When to use Joint Living Trust
The process of estate planning is commonly misperceived as only addressing the management of one’s estate after death. In reality, estate planning is a dynamic process that addresses a myriad of financial, property-related and medical care issues that affect individuals in life, as well as those issues that individuals leave behind for their loved ones to manage after they have passed away. For example, setting up a living trust is a process that individuals benefit from during their lifetimes. Only testamentary trusts are set up to go into effect after someone has passed away. Living trusts can be used for a number of financial purposes, including tax benefits, providing financial support for a loved one subject to conditions of the trust creator’s choosing and general financial management. These financial and legal tools may also be helpful for ensuring that a dependent adult, a special needs child, an elderly parent or other vulnerable person has adequate oversight over his or her financial resources.

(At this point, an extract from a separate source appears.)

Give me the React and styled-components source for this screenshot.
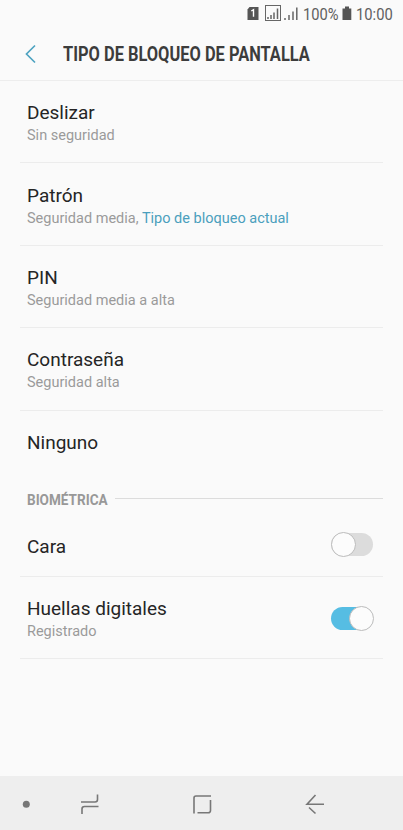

If you and your spouse are interested in passing along property to another during your lifetime, benefiting from a financial tool that features tax benefits, providing financially for someone else subject to conditions of your choosing or setting up a property management resource that easily bypasses the probate process after you are gone, you can use this template to begin the process of creating a joint living trust. Once you and your spouse determine which assets, property or income you want to transfer to your joint living trust and who you would like to serve as the trustee of your new trust, you can work through the steps listed on this form in an effort to begin creating the trust itself.